Report, word for word, every line of the material that contains "index".

+++ Data extract

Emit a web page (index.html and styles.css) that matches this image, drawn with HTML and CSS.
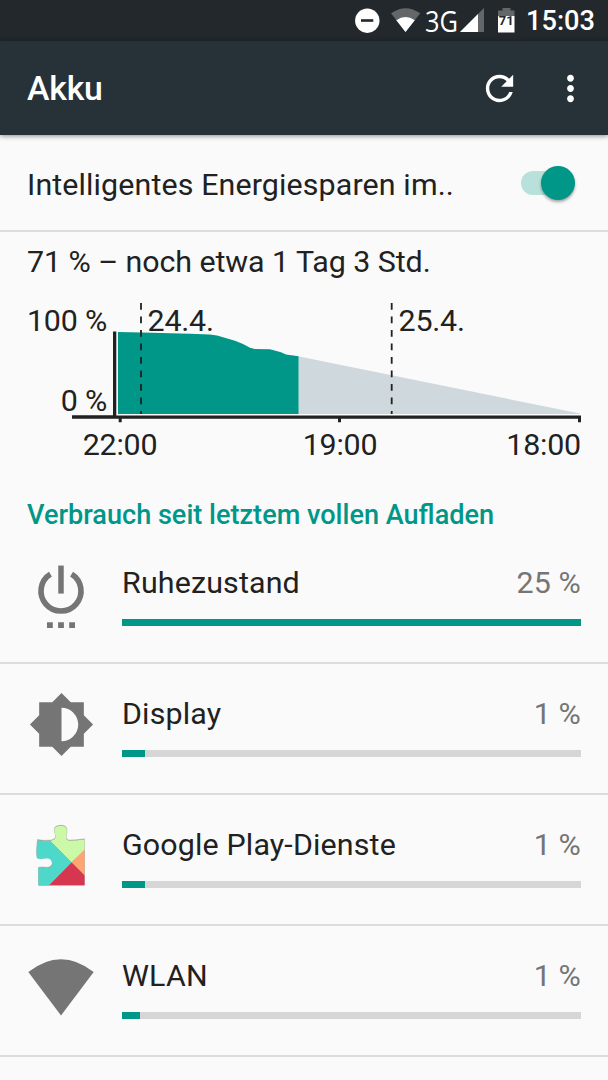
FILE: index.html
```html
<!DOCTYPE html>
<html lang="de">
<head>
  <meta charset="UTF-8">
  <meta name="viewport" content="width=device-width, initial-scale=1.0">
  <title>Akku</title>
  <link rel="stylesheet" href="styles.css">
</head>
<body>
  <div class="status-bar">
    <svg class="status-icons" width="170" height="41" viewBox="350 0 170 41">
      <circle cx="367.3" cy="20.7" r="12.2" fill="#fff"/>
      <path d="M361 20.5h12.3" stroke="#22282b" stroke-width="2.6"/>
      <path d="M391 13.300Q405.500 3 420.300 13.300L405.500 32z" fill="#646769"/>
      <path d="M396.300 20.200Q405.500 14 414.800 20.200L405.500 32z" fill="#fff"/>
      <text class="network" x="425" y="31.800" textLength="33" lengthAdjust="spacingAndGlyphs">3G</text>
      <path d="M484 8v24h-24z" fill="#646769"/>
      <path d="M478 14v18h-18z" fill="#fff"/>
      <path d="M498 16.500V10.500h4.500V8h8v2.500h4v6z" fill="#646769"/>
      <path d="M498 16h16.500v16.500H498z" fill="#fff"/>
      <text class="level" x="506.200" y="25.300">71</text>
    </svg>
    <span class="clock">15:03</span>
  </div>

  <header class="app-bar">
    <h1>Akku</h1>
    <svg class="refresh" width="41" height="41" viewBox="0 0 24 24">
      <path fill="#fff" d="M17.650 6.350C16.200 4.900 14.210 4 12 4c-4.420 0-7.990 3.580-7.990 8s3.570 8 7.990 8c3.730 0 6.840-2.550 7.730-6h-2.080c-.82 2.330-3.040 4-5.650 4-3.310 0-6-2.690-6-6s2.690-6 6-6c1.660 0 3.140.69 4.220 1.780L13 11h7V4l-2.350 2.350z"/>
    </svg>
    <svg class="more" width="41" height="41" viewBox="0 0 24 24">
      <path fill="#fff" d="M12 8c1.100 0 2-.9 2-2s-.9-2-2-2-2 .9-2 2 .9 2 2 2zm0 2c-1.100 0-2 .9-2 2s.9 2 2 2 2-.9 2-2-.9-2-2-2zm0 6c-1.100 0-2 .9-2 2s.9 2 2 2 2-.9 2-2-.9-2-2-2z"/>
    </svg>
  </header>

  <main>
    <div class="setting">
      <span>Intelligentes Energiesparen im..</span>
      <div class="switch"><div class="thumb"></div></div>
    </div>

    <section class="battery">
      <p class="summary">71 % – noch etwa 1 Tag 3 Std.</p>
      <svg class="chart" width="608" height="180" viewBox="0 290 608 180">
        <path fill="#cfd8dc" d="M298 356.300L580 413.500V414H298z"/>
        <path fill="#009688" d="M118 332L142 332.500L190 333.700L210 334.500L217 335.400L235 340.700L243 344L250 347.700L255 348.900L270 349.300L281 352.300L286 354.500L298.500 356.300V414H118z"/>
        <path class="day" d="M141 303V414M391.700 303V414"/>
        <path fill="#212121" d="M113 331.500h3.300v84H581v6.800h-3v-3.500H341v3.500h-3v-3.500H121.700v3.500h-3v-3.500H72v-3.500h41z"/>
        <text x="107" y="331.300" text-anchor="end">100 %</text>
        <text x="107" y="410.500" text-anchor="end">0 %</text>
        <text x="147.500" y="331.300">24.4.</text>
        <text x="398.500" y="331.300">25.4.</text>
        <text x="120" y="455.300" text-anchor="middle">22:00</text>
        <text x="340" y="455.300" text-anchor="middle">19:00</text>
        <text x="581" y="455.300" text-anchor="end">18:00</text>
      </svg>
    </section>

    <h2>Verbrauch seit letztem vollen Aufladen</h2>

    <ul class="usage">
      <li>
        <svg class="icon power" width="82" height="82" viewBox="0 0 24 24">
          <path fill="#757575" d="M11.200 2.800h1.600v8.200h-1.600z"/>
          <path fill="none" stroke="#757575" stroke-width="1.650" d="M8.900 5.300A5.850 5.850 0 1 0 15.100 5.300"/>
          <path fill="#757575" d="M7.900 19.400h1.700v1.700H7.900zM11.150 19.400h1.700v1.700h-1.700zM14.400 19.400h1.700v1.700h-1.700z"/>
        </svg>
        <div class="info">
          <div class="line"><span>Ruhezustand</span><span class="value">25 %</span></div>
          <div class="bar"><div class="fill" style="width: 100%"></div></div>
        </div>
      </li>
      <li>
        <svg class="icon" width="67" height="67" viewBox="0 0 24 24">
          <path fill="#757575" d="M20 15.310L23.310 12 20 8.690V4h-4.690L12 .69 8.690 4H4v4.690L.69 12 4 15.310V20h4.690L12 23.310 15.310 20H20v-4.690zM12 18V6c3.310 0 6 2.690 6 6s-2.690 6-6 6z"/>
        </svg>
        <div class="info">
          <div class="line"><span>Display</span><span class="value">1 %</span></div>
          <div class="bar"><div class="fill" style="width: 5%"></div></div>
        </div>
      </li>
      <li>
        <svg class="icon" width="68" height="68" viewBox="0 0 68 68">
          <defs>
            <clipPath id="puzzle">
              <path d="M10.500 18Q18 19.500 24.500 18.500Q29 17.500 28.500 13.500Q26.500 8.500 28 5.700Q30 3.500 34.500 3.800Q38.500 4 39.500 6.500Q40.500 9 39.500 12.500Q38 17.500 41.500 18.500Q48 19 57.500 17.300V63H11.500V45.500Q13.500 44.500 17.500 45.700Q22.500 46.500 24.500 44Q26 41 24.500 38.500Q22.500 35.500 17.500 36.500Q13.500 37.500 10 36.300Q9 29 10.500 18z"/>
            </clipPath>
          </defs>
          <path class="edge" d="M10.500 17.500Q18 19 24.500 18Q29 17 28.500 13Q26.500 8 28 5.200Q30 3 34.500 3.300Q38.500 3.500 39.500 6Q40.500 8.500 39.500 12Q38 17 41.500 18Q48 18.500 57.500 16.800V63.500H11.500V45.500Q13.500 44.500 17.500 45.200Q22.500 46 24.500 43.500Q26 41 24.500 38Q22.500 35 17.500 36Q13.500 37 10 35.800Q9 29 10.500 17.500z"/>
          <g clip-path="url(#puzzle)">
            <path fill="#ccf9a8" d="M8 2h50v26L44.500 40.500L22.500 18.500H8z"/>
            <path fill="#4dd8ca" d="M8 18.500h15L45 41L22 64H8z"/>
            <path fill="#ffa573" d="M58 27v27L44.500 40.500z"/>
            <path fill="#d6364f" d="M44.500 40.500L58 54v10H21.500z"/>
          </g>
        </svg>
        <div class="info">
          <div class="line"><span>Google Play-Dienste</span><span class="value">1 %</span></div>
          <div class="bar"><div class="fill" style="width: 5%"></div></div>
        </div>
      </li>
      <li>
        <svg class="icon" width="68" height="68" viewBox="0 0 68 68">
          <path fill="#757575" d="M1.300 19Q34-6.500 66.700 19L34 62.500z"/>
        </svg>
        <div class="info">
          <div class="line"><span>WLAN</span><span class="value">1 %</span></div>
          <div class="bar"><div class="fill" style="width: 4%"></div></div>
        </div>
      </li>
    </ul>
  </main>
</body>
</html>
```
FILE: styles.css
```css
* {
  box-sizing: border-box;
}
body {
  margin: 0;
  height: 1080px;
  overflow: hidden;
  background: #fafafa;
  color: #212121;
  font-family: Roboto, sans-serif;
  font-size: 30.4px;
}
.status-bar {
  display: flex;
  align-items: center;
  height: 41px;
  padding-left: 350px;
  background: #22282b;
  color: #fff;
}
.network {
  font-family: "Open Sans", sans-serif;
  font-size: 30px;
  fill: #fff;
}
.level {
  font-size: 13px;
  font-weight: 700;
  text-anchor: middle;
  fill: #22282b;
}
.clock {
  margin-left: 6px;
  padding-top: 1px;
  font-size: 27.2px;
  font-weight: 500;
}
.app-bar {
  display: flex;
  align-items: center;
  height: 94px;
  padding: 0 17px 0 27px;
  background: #263238;
  color: #fff;
  box-shadow: 0 1px 5px rgba(0, 0, 0, 0.45);
}
.app-bar h1 {
  flex: 1;
  margin: 0;
  font-size: 33.8px;
  font-weight: 500;
  letter-spacing: -0.2px;
}
.refresh {
  margin-right: 30px;
}
.setting {
  display: flex;
  align-items: center;
  justify-content: space-between;
  height: 97px;
  padding: 4px 33px 0 27px;
  border-bottom: 2px solid #dcdcdc;
  letter-spacing: 0.12px;
}
.switch {
  display: flex;
  align-items: center;
  justify-content: flex-end;
  width: 54px;
  height: 24px;
  margin-bottom: 4px;
  border-radius: 12px;
  background: #b8e1dc;
}
.thumb {
  width: 34px;
  height: 34px;
  border-radius: 50%;
  background: #009688;
  box-shadow: 0 2px 3px rgba(0, 0, 0, 0.35);
}
.battery {
  height: 238px;
}
.summary {
  height: 58px;
  margin: 0;
  padding: 12px 27px 0;
  line-height: 36px;
  letter-spacing: -0.07px;
}
.chart {
  display: block;
}
.chart text {
  fill: #212121;
  letter-spacing: -0.2px;
}
.day {
  stroke: #212121;
  stroke-width: 1.8;
  stroke-dasharray: 6.75 6.75;
}
h2 {
  height: 63px;
  margin: 0;
  padding: 27px 27px 0;
  color: #009688;
  font-size: 27.1px;
  font-weight: 500;
  line-height: 36px;
}
.usage {
  margin: 0;
  padding: 0;
  list-style: none;
}
.usage li {
  display: grid;
  grid-template-columns: 122px 459px;
  height: 131px;
  border-bottom: 2px solid #dcdcdc;
}
.icon {
  justify-self: center;
  align-self: center;
  margin-bottom: 8px;
}
.power {
  margin-bottom: 2px;
}
.info {
  padding-top: 32px;
}
.line {
  display: flex;
  justify-content: space-between;
  line-height: 36px;
  letter-spacing: 0.15px;
}
.value {
  color: #757575;
}
.bar {
  height: 7px;
  margin-top: 18px;
  background: #d6d6d6;
}
.fill {
  height: 100%;
  background: #009688;
}
.edge {
  fill: #777;
  stroke: #bbb;
  stroke-width: 0.6;
}
```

++++++

Completed exercise -
Emit a web page (index.html and styles.css) that matches this image, drawn with HTML and CSS.
FILE: index.html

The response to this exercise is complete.